*EXERCISE GOAL*
Wherever the word "this" appears in a line, copy that line.
─── DATA SHOWN ───
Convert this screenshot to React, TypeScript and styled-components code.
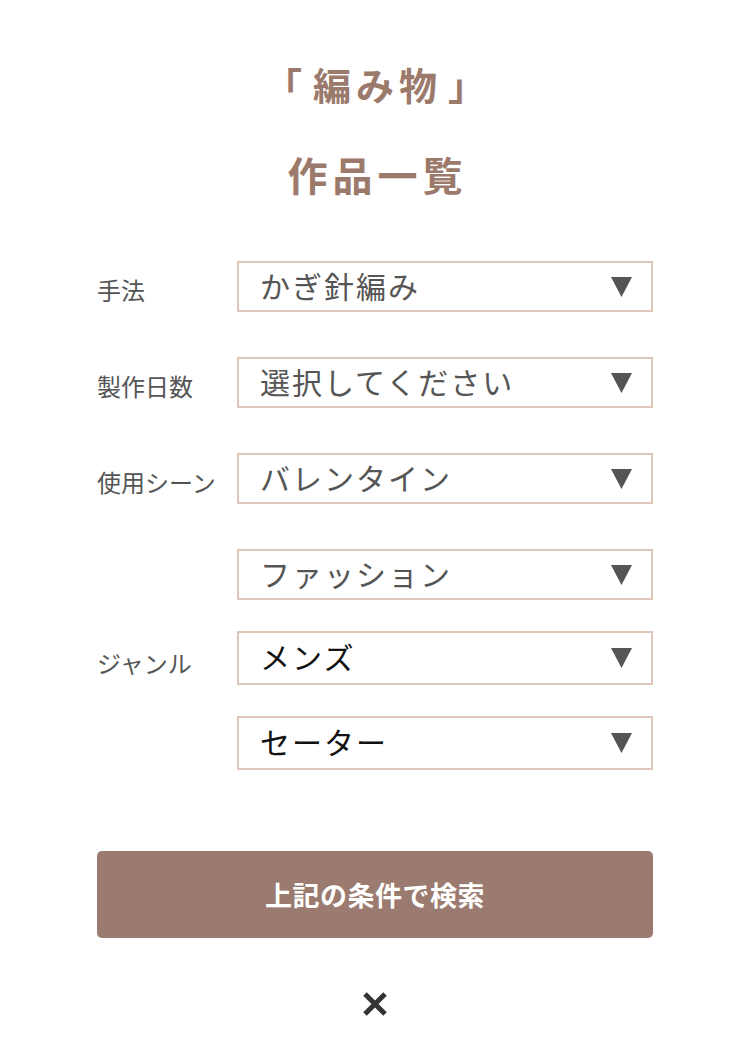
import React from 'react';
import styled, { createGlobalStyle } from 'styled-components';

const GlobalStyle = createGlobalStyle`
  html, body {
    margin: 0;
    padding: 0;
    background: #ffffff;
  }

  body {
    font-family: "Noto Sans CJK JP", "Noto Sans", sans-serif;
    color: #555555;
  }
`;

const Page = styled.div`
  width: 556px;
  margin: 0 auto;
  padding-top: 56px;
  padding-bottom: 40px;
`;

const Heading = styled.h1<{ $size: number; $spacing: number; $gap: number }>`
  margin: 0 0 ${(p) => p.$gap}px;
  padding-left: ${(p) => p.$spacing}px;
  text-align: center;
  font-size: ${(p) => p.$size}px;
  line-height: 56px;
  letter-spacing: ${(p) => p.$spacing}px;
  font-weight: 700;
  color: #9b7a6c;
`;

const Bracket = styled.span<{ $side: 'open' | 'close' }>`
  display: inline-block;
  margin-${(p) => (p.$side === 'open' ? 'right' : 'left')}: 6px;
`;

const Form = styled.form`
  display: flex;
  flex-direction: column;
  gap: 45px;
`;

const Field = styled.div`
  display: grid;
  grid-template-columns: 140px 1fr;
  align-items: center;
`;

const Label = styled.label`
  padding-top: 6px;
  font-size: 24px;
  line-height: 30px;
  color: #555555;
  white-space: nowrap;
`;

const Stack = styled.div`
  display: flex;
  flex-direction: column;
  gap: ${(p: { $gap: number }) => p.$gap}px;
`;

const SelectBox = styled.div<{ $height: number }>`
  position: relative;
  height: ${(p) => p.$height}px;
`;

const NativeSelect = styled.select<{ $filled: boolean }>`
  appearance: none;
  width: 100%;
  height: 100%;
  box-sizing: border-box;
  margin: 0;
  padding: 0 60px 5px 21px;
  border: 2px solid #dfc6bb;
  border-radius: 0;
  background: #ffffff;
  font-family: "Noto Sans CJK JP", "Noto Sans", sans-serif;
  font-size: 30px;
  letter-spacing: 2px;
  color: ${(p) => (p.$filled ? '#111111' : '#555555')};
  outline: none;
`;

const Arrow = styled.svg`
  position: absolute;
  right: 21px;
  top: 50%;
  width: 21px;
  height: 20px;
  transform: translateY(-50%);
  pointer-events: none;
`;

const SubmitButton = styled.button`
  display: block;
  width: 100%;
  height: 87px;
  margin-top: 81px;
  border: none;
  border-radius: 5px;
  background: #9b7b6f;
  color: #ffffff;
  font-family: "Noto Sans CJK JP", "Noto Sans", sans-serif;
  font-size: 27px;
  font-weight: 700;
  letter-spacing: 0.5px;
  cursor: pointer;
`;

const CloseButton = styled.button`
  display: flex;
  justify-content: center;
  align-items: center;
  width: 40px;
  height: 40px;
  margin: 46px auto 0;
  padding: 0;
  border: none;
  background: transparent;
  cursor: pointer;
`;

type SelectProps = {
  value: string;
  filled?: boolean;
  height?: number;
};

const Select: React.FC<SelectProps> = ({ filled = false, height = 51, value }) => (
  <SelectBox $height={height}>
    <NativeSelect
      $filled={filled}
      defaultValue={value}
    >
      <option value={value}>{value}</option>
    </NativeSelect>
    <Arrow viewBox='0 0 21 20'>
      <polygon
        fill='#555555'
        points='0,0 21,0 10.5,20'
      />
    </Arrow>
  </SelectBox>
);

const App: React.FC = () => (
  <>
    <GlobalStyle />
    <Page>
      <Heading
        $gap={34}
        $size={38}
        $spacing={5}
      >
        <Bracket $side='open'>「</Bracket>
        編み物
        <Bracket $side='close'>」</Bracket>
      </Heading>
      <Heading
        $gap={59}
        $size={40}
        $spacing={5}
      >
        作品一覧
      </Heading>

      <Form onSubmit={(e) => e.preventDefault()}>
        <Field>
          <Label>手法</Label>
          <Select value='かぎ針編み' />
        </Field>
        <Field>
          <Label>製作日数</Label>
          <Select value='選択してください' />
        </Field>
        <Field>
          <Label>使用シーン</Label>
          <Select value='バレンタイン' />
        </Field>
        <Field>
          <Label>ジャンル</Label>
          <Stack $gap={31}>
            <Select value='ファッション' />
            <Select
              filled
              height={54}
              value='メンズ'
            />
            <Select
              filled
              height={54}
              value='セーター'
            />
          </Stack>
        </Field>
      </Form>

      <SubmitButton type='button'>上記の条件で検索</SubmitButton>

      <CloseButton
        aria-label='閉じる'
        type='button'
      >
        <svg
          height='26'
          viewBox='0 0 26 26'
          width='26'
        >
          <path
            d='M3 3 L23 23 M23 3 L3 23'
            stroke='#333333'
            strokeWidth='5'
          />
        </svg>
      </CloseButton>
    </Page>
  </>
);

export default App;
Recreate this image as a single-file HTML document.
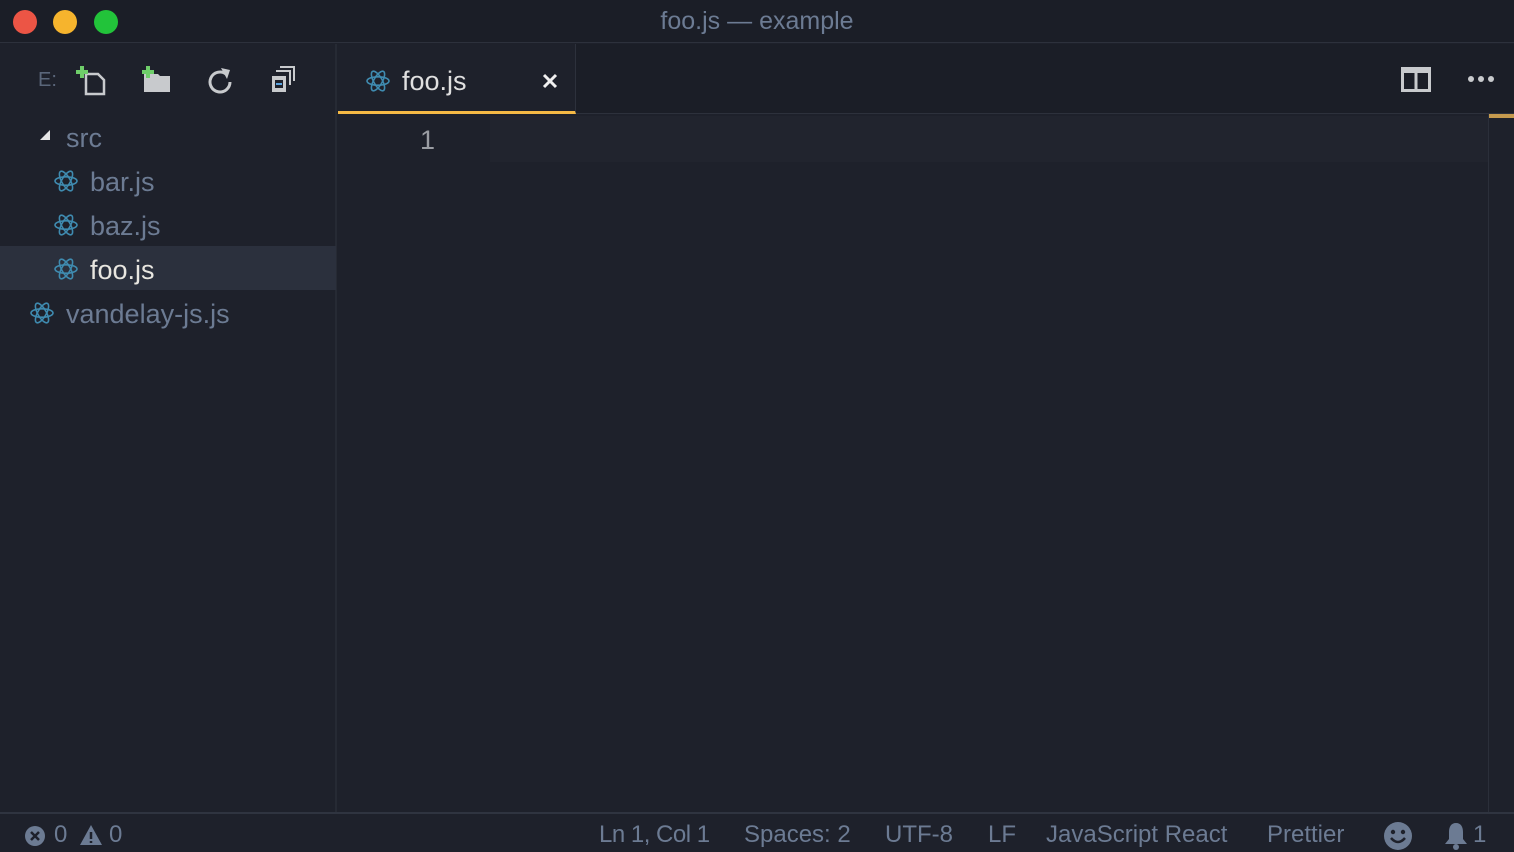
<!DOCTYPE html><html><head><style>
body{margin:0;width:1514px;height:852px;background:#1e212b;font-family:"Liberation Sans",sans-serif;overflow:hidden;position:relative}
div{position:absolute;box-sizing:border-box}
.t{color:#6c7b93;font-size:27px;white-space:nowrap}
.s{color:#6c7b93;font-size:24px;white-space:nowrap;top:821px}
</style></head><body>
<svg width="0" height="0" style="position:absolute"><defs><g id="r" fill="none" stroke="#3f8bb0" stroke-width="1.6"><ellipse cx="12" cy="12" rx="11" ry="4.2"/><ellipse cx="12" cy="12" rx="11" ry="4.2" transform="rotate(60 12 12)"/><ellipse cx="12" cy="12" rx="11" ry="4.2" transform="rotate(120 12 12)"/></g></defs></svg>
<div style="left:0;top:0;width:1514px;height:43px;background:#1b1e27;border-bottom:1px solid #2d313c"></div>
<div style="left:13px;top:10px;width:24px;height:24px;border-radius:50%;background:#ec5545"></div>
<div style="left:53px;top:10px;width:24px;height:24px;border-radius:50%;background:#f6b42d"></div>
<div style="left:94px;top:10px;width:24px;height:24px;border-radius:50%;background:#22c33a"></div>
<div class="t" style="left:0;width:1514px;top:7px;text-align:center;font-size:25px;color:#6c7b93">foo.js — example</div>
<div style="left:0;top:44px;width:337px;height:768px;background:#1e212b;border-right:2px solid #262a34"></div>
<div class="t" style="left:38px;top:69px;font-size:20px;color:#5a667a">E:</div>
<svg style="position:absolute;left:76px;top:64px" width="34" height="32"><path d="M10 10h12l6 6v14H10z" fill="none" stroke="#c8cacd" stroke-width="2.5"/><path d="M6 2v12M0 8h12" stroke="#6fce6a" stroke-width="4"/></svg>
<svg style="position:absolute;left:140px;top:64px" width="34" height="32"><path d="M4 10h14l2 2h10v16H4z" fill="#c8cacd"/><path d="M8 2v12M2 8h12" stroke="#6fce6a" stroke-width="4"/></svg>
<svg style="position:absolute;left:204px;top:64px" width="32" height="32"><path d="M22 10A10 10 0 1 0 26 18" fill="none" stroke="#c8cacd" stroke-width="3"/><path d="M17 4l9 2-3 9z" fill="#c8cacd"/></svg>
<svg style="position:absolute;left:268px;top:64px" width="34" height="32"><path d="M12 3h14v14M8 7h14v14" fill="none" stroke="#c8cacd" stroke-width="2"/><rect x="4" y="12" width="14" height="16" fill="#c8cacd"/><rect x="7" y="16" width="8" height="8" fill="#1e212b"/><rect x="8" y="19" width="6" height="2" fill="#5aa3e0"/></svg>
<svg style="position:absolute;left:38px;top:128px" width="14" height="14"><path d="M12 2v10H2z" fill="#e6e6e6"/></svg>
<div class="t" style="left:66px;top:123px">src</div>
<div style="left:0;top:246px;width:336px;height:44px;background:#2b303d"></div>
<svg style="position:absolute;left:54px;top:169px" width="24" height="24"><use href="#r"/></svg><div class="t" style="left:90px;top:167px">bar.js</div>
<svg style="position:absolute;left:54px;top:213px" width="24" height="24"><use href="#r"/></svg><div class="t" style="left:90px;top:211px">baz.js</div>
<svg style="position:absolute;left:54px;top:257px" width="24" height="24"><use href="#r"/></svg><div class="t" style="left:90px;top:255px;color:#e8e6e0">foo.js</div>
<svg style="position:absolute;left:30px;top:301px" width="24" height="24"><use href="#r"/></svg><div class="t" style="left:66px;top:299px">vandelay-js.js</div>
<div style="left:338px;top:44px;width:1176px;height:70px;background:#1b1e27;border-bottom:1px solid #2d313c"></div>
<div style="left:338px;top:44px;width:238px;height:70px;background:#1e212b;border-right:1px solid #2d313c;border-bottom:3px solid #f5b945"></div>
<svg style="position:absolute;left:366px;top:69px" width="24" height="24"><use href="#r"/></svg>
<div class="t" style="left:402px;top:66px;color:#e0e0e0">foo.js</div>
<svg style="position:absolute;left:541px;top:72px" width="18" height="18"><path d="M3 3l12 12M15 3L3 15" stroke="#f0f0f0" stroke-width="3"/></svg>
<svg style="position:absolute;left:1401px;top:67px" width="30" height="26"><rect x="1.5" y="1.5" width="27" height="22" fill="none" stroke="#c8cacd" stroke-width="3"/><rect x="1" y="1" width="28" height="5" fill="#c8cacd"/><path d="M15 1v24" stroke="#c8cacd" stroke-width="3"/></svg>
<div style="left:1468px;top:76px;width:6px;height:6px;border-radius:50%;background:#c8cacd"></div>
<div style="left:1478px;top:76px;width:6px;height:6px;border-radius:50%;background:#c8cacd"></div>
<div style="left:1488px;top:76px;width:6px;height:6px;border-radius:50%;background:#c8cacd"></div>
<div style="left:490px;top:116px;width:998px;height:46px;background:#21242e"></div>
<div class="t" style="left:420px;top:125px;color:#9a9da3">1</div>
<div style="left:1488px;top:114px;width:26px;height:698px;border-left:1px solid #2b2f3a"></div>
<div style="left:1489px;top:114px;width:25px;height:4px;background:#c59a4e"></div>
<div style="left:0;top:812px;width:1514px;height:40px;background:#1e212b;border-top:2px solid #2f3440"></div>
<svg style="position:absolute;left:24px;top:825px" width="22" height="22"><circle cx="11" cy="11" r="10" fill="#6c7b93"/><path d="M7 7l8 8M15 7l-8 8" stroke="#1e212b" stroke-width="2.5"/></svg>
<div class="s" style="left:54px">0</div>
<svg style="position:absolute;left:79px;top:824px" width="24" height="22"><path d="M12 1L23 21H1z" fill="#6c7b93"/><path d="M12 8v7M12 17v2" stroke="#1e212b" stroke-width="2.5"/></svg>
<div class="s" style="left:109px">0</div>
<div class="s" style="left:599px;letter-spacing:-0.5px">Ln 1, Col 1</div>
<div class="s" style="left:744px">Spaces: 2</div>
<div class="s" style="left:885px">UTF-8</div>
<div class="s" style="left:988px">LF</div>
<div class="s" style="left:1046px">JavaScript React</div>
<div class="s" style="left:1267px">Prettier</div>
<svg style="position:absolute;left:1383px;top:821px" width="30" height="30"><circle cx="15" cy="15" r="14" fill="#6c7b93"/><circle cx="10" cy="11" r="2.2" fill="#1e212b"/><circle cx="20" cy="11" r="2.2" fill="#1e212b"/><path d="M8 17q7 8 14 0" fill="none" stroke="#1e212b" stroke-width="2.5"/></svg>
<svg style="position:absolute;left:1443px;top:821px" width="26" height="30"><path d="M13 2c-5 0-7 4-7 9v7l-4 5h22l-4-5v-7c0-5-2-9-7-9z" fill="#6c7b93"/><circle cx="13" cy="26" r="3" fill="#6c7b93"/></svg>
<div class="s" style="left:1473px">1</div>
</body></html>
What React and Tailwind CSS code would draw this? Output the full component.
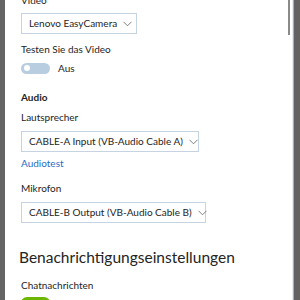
───
*COMPLETE ANSWER*
Convert this screenshot to React, TypeScript and styled-components code.
Recreate this image as a single-file HTML document.
What React and Tailwind CSS code would draw this? Output the full component.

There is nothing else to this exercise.